EXERCISE OBJECTIVE
In your copy, include every line of the listing below exactly but none of the pictures.

RECORDED DATA

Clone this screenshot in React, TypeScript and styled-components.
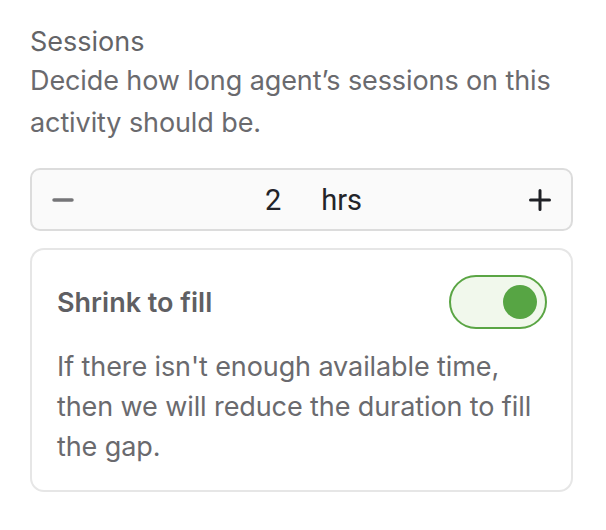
import React, { useState } from "react";
import styled, { createGlobalStyle } from "styled-components";

const Global = createGlobalStyle`
  html, body { margin: 0; padding: 0; background: #ffffff; }
  body { font-family: Inter, "Noto Sans", sans-serif; -webkit-font-smoothing: antialiased; }
  * { box-sizing: border-box; }
`;

const Panel = styled.div`
  width: 573px;
  padding: 24px 0 0 30px;
  display: flex;
  flex-direction: column;
`;

const Title = styled.div`
  font-size: 27px;
  line-height: 36px;
  font-weight: 400;
  color: #646467;
`;

const Description = styled.div`
  font-size: 27px;
  line-height: 42px;
  color: #6a6a6e;
  letter-spacing: -0.1px;
`;

const Stepper = styled.div`
  margin-top: 24px;
  height: 63px;
  border: 2px solid #dcdcdc;
  border-radius: 10px;
  background: #fafafa;
  display: flex;
  align-items: center;
  justify-content: space-between;
  padding: 0 20px;
`;

const StepButton = styled.button<{ $muted?: boolean }>`
  width: 22px;
  height: 22px;
  padding: 0;
  border: none;
  background: transparent;
  display: flex;
  align-items: center;
  justify-content: center;
  color: ${(p) => (p.$muted ? "#757578" : "#1f2025")};
  cursor: pointer;
`;

const Value = styled.div`
  display: flex;
  align-items: baseline;
  gap: 40px;
  margin-left: 24px;
  font-family: Roboto, "Liberation Sans", sans-serif;
  font-size: 29px;
  color: #232429;
`;

const Card = styled.div`
  margin-top: 17px;
  border: 2px solid #e6e6e6;
  border-radius: 14px;
  padding: 25px 24px 23px 25px;
  display: flex;
  flex-direction: column;
  gap: 18px;
`;

const CardHeader = styled.div`
  display: flex;
  align-items: center;
  justify-content: space-between;
`;

const CardTitle = styled.div`
  font-size: 27px;
  font-weight: 600;
  color: #5f5f63;
`;

const Toggle = styled.button<{ $on: boolean }>`
  width: 98px;
  height: 54px;
  border-radius: 27px;
  border: 2px solid ${(p) => (p.$on ? "#5aa544" : "#c8c8c8")};
  background: ${(p) => (p.$on ? "#f1f8ec" : "#f5f5f5")};
  padding: 0 8px;
  display: flex;
  align-items: center;
  justify-content: ${(p) => (p.$on ? "flex-end" : "flex-start")};
  cursor: pointer;
`;

const Knob = styled.span<{ $on: boolean }>`
  width: 34px;
  height: 34px;
  border-radius: 50%;
  background: ${(p) => (p.$on ? "#57a544" : "#bbbbbb")};
`;

const CardText = styled.div`
  font-size: 27px;
  line-height: 40px;
  color: #6a6a6e;
  letter-spacing: -0.1px;
`;

export default function App() {
  const [hours, setHours] = useState(2);
  const [on, setOn] = useState(true);
  return (
    <>
      <Global />
      <Panel>
        <Title>Sessions</Title>
        <Description>Decide how long agent’s sessions on this activity should be.</Description>
        <Stepper>
          <StepButton $muted onClick={() => setHours(Math.max(0, hours - 1))} aria-label="decrease">
            <svg width="22" height="22" viewBox="0 0 22 22">
              <path d="M2 11h18" stroke="currentColor" strokeWidth="3.5" strokeLinecap="round" />
            </svg>
          </StepButton>
          <Value>
            <span>{hours}</span>
            <span>hrs</span>
          </Value>
          <StepButton onClick={() => setHours(hours + 1)} aria-label="increase">
            <svg width="22" height="22" viewBox="0 0 22 22">
              <path d="M1.5 11h19M11 1.5v19" stroke="currentColor" strokeWidth="3" strokeLinecap="round" />
            </svg>
          </StepButton>
        </Stepper>
        <Card>
          <CardHeader>
            <CardTitle>Shrink to fill</CardTitle>
            <Toggle $on={on} onClick={() => setOn(!on)} aria-label="toggle">
              <Knob $on={on} />
            </Toggle>
          </CardHeader>
          <CardText>If there isn't enough available time, then we will reduce the duration to fill the gap.</CardText>
        </Card>
      </Panel>
    </>
  );
}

COMPLETE OUTPUT
Clone this screenshot in React, TypeScript and styled-components.
import React, { useState } from "react";
import styled, { createGlobalStyle } from "styled-components";

const Global = createGlobalStyle`
  html, body { margin: 0; padding: 0; background: #ffffff; }
  body { font-family: Inter, "Noto Sans", sans-serif; -webkit-font-smoothing: antialiased; }
  * { box-sizing: border-box; }
`;

const Panel = styled.div`
  width: 573px;
  padding: 24px 0 0 30px;
  display: flex;
  flex-direction: column;
`;

const Title = styled.div`
  font-size: 27px;
  line-height: 36px;
  font-weight: 400;
  color: #646467;
`;

const Description = styled.div`
  font-size: 27px;
  line-height: 42px;
  color: #6a6a6e;
  letter-spacing: -0.1px;
`;

const Stepper = styled.div`
  margin-top: 24px;
  height: 63px;
  border: 2px solid #dcdcdc;
  border-radius: 10px;
  background: #fafafa;
  display: flex;
  align-items: center;
  justify-content: space-between;
  padding: 0 20px;
`;

const StepButton = styled.button<{ $muted?: boolean }>`
  width: 22px;
  height: 22px;
  padding: 0;
  border: none;
  background: transparent;
  display: flex;
  align-items: center;
  justify-content: center;
  color: ${(p) => (p.$muted ? "#757578" : "#1f2025")};
  cursor: pointer;
`;

const Value = styled.div`
  display: flex;
  align-items: baseline;
  gap: 40px;
  margin-left: 24px;
  font-family: Roboto, "Liberation Sans", sans-serif;
  font-size: 29px;
  color: #232429;
`;

const Card = styled.div`
  margin-top: 17px;
  border: 2px solid #e6e6e6;
  border-radius: 14px;
  padding: 25px 24px 23px 25px;
  display: flex;
  flex-direction: column;
  gap: 18px;
`;

const CardHeader = styled.div`
  display: flex;
  align-items: center;
  justify-content: space-between;
`;

const CardTitle = styled.div`
  font-size: 27px;
  font-weight: 600;
  color: #5f5f63;
`;

const Toggle = styled.button<{ $on: boolean }>`
  width: 98px;
  height: 54px;
  border-radius: 27px;
  border: 2px solid ${(p) => (p.$on ? "#5aa544" : "#c8c8c8")};
  background: ${(p) => (p.$on ? "#f1f8ec" : "#f5f5f5")};
  padding: 0 8px;
  display: flex;
  align-items: center;
  justify-content: ${(p) => (p.$on ? "flex-end" : "flex-start")};
  cursor: pointer;
`;

const Knob = styled.span<{ $on: boolean }>`
  width: 34px;
  height: 34px;
  border-radius: 50%;
  background: ${(p) => (p.$on ? "#57a544" : "#bbbbbb")};
`;

const CardText = styled.div`
  font-size: 27px;
  line-height: 40px;
  color: #6a6a6e;
  letter-spacing: -0.1px;
`;

export default function App() {
  const [hours, setHours] = useState(2);
  const [on, setOn] = useState(true);
  return (
    <>
      <Global />
      <Panel>
        <Title>Sessions</Title>
        <Description>Decide how long agent’s sessions on this activity should be.</Description>
        <Stepper>
          <StepButton $muted onClick={() => setHours(Math.max(0, hours - 1))} aria-label="decrease">
            <svg width="22" height="22" viewBox="0 0 22 22">
              <path d="M2 11h18" stroke="currentColor" strokeWidth="3.5" strokeLinecap="round" />
            </svg>
          </StepButton>
          <Value>
            <span>{hours}</span>
            <span>hrs</span>
          </Value>
          <StepButton onClick={() => setHours(hours + 1)} aria-label="increase">
            <svg width="22" height="22" viewBox="0 0 22 22">
              <path d="M1.5 11h19M11 1.5v19" stroke="currentColor" strokeWidth="3" strokeLinecap="round" />
            </svg>
          </StepButton>
        </Stepper>
        <Card>
          <CardHeader>
            <CardTitle>Shrink to fill</CardTitle>
            <Toggle $on={on} onClick={() => setOn(!on)} aria-label="toggle">
              <Knob $on={on} />
            </Toggle>
          </CardHeader>
          <CardText>If there isn't enough available time, then we will reduce the duration to fill the gap.</CardText>
        </Card>
      </Panel>
    </>
  );
}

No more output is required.